ANYRATE – I named our Feastly ‘Steak and Chocolate’

(I am looking forward to when Adam has the brain-space to do naming work, again.)

The menu:
Steak à la Alton Brown’s method
Tagine of Butternut Squash, Shallots, Cranberries, and Almonds
Stir-fried Broccoli
Homemade Challah
Deep-Dish Chocolate Chip Cookies

Quick run down on the ones I’m not talking much about:
the tagine – I need a new tagine. The one we got for our wedding (because that came up while I was on a Moroccan kick) is this beautiful, hand painted, lovely, small, 1 or 2 cup tagine – basically big enough for a side dish for 2 people. I was serving 4. Also, I have eventually figured out that this is one of the tagines intended to be a pretty serving dish, rather than a cooking dish that you pull off the stove and place on the table as, ta-da!, now it’s a serving dish. So, yeah, I’ve managed to do bad things to this one, namely a crack in the ceramic in the bottom portion that goes all the way through, as evidenced by the drippy, drips along the crack after cooking. This, Le Creuset Moroccan Tagine, is the one I’m lusting after, these days.
Stir-fried broccoli – mostly like steamed broccoli in a wok. Cut the broccoli into florets, heat oil in a wok, stir-fry as much minced garlic as you like, add the broccoli, sprinkle with a teeny-tiny bit of sugar, pour in some water, cover the wok and cook until bright green and tender.

I’ll get to the dishes I do want to talk about more in a second, but I’m gonna plug Feastly for a second. Click here if you rather skip the plug.

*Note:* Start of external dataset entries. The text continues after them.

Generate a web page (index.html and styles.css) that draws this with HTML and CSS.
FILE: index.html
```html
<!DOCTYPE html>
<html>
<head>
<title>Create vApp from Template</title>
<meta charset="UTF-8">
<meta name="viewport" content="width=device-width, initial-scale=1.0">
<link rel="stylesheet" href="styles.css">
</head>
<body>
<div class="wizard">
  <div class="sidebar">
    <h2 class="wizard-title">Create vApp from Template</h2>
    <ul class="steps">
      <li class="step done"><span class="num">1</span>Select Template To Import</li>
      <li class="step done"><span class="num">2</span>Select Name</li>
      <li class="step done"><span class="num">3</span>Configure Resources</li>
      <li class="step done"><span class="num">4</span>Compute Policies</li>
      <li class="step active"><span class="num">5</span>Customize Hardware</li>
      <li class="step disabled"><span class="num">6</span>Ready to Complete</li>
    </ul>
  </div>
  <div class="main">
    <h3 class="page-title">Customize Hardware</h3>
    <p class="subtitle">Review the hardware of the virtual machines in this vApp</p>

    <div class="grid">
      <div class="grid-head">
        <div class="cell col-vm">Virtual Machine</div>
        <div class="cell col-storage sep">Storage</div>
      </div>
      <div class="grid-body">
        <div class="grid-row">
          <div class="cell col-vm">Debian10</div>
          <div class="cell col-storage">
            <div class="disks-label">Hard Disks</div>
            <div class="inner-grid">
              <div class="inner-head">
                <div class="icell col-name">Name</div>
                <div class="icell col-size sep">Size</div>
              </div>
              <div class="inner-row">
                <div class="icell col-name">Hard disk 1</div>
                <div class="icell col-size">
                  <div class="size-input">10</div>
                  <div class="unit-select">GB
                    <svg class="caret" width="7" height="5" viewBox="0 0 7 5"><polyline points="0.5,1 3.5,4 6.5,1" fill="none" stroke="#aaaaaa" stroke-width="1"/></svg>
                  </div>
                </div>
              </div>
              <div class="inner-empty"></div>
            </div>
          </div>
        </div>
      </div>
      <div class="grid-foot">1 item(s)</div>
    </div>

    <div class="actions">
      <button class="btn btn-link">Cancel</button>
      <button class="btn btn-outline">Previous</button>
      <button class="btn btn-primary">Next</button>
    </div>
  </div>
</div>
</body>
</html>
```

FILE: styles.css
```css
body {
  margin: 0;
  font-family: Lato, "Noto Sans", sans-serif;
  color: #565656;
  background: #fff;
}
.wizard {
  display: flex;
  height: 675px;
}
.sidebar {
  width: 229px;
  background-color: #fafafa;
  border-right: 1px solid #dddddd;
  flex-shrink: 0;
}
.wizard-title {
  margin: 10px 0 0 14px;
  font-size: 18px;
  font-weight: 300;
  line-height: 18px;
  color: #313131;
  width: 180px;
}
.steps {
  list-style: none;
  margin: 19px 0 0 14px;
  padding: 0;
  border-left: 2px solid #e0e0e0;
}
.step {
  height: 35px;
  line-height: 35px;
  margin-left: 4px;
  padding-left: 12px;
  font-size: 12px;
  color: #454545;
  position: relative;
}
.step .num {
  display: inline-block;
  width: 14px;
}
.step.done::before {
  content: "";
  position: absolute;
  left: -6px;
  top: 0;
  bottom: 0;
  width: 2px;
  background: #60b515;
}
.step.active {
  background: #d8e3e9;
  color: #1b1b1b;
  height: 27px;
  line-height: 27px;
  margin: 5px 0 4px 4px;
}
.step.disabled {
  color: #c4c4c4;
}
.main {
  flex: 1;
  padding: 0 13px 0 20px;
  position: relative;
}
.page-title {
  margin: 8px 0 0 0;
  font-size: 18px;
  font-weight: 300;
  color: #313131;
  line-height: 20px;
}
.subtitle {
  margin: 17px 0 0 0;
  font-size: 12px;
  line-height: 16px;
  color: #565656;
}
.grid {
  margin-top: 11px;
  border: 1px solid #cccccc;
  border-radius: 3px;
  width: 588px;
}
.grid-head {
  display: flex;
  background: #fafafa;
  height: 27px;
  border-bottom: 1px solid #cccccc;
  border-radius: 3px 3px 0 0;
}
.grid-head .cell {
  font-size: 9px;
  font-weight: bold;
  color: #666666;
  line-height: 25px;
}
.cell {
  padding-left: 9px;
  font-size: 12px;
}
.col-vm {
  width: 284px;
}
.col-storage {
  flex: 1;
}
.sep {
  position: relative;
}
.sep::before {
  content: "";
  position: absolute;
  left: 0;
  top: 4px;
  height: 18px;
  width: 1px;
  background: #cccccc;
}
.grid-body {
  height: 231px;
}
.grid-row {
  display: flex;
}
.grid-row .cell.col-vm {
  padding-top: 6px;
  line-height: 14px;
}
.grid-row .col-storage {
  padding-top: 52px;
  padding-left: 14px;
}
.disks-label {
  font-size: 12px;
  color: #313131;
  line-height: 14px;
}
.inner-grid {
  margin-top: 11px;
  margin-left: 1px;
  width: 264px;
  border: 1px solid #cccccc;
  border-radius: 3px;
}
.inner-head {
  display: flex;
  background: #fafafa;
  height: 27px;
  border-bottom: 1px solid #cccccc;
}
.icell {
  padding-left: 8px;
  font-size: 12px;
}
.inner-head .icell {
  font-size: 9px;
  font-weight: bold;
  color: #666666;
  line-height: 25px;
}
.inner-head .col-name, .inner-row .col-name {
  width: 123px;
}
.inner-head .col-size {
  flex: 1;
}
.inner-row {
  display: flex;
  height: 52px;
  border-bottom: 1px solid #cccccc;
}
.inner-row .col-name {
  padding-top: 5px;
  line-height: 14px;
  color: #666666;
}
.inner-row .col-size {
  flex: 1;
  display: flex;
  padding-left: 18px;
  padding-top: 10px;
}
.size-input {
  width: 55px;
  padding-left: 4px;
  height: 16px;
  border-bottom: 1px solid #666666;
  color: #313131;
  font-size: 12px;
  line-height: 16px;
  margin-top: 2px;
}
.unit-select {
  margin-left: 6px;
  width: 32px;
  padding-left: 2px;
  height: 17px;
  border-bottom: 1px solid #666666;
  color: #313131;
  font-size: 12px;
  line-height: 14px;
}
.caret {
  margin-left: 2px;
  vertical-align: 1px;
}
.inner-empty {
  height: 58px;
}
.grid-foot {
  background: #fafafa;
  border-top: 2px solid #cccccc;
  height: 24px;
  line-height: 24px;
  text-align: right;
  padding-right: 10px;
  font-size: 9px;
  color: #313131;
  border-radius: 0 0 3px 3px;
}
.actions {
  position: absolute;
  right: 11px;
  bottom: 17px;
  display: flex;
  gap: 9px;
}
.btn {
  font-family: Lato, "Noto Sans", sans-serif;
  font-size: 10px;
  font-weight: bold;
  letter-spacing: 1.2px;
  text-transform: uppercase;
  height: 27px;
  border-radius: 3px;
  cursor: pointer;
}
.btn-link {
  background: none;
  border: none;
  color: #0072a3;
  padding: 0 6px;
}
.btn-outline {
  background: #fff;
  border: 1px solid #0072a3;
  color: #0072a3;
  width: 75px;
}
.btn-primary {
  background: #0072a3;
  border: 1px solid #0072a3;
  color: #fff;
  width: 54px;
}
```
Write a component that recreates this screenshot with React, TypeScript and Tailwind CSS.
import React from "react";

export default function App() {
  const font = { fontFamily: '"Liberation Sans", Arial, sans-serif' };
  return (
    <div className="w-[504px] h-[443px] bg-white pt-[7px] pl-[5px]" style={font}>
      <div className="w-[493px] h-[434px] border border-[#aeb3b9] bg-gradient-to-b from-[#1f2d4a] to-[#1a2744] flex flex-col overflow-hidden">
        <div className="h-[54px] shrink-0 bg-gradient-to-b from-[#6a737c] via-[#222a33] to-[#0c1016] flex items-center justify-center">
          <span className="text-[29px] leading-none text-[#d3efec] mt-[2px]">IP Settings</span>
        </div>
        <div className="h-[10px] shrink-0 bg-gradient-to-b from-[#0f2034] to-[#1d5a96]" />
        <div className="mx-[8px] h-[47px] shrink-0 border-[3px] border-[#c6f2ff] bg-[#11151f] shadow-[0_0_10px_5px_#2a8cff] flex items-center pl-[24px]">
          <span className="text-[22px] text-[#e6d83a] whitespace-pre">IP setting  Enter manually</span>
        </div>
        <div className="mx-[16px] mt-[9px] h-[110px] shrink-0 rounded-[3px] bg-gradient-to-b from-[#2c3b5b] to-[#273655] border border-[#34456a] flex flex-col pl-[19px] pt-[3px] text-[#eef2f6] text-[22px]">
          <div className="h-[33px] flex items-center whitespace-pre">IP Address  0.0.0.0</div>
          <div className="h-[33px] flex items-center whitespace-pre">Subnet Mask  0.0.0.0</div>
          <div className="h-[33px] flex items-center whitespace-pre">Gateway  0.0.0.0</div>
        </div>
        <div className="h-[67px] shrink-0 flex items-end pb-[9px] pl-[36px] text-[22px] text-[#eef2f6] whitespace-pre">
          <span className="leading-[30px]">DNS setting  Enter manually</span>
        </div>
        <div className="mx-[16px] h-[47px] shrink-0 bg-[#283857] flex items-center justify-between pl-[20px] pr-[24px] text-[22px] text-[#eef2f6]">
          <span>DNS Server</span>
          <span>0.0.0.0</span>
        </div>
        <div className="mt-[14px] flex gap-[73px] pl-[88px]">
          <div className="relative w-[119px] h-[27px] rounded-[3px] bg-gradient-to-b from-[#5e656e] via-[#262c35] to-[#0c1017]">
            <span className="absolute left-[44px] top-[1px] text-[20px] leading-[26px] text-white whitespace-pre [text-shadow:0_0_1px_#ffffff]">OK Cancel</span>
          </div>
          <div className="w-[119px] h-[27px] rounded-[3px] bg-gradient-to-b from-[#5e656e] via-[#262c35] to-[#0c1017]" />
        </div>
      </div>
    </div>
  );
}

So Feastly – yeah, my reaction that evening (after our guests left) was ‘I totally want to start planning the next one’. I got to meet two new people who were interested in food and interesting dinner companions, while having a good meal with good conversation. The Feastly team was awesome – quick to contact us in response to our original application to be cooks, fun to talk to, honest in where the site is, who they are, what info they have and what they hadn’t thought about until we asked, and really good about advertising my dinner in their email and on twitter. The tools to set up a ‘feast’ on the site were clean and easy to use, as well as giving me as much control as I wanted plus, prompted me to add in info about a couple things I hadn’t thought of, like if I wanted shoes on or off in our house and dress code (either way and casual. this time. 🙂 ). The tool to manage the feasts I’m hosting is good and allows you to re-use menus if you want. They also let feasters tell you they’re ‘craving’ a particular past menu, so you know what was popular. It’s like a ‘like’ button, but for food. Also, it’s now the Tuesday after the Feastly and we’ve been paid – 3 days (2 business) after the event. Check them out if you’d like to eat out some nights, but rather not deal with a full-fledged restaurant experience. They’re mostly in the Washington DC area but open in the New York and San Francisco areas and looking to expand. I’d love to host some of y’all over for dinner.
Plug over.

Normally, when I cook, especially multiple recipes at one, attempting to time them to come out together, an end result is a mountain of dishes in the sink. This time not so much. My secret? The challah and the cookies were mostly made the day before. As the two real ‘baking’ recipes (and thus my main source of dishes), I could then wash the dishes the day before.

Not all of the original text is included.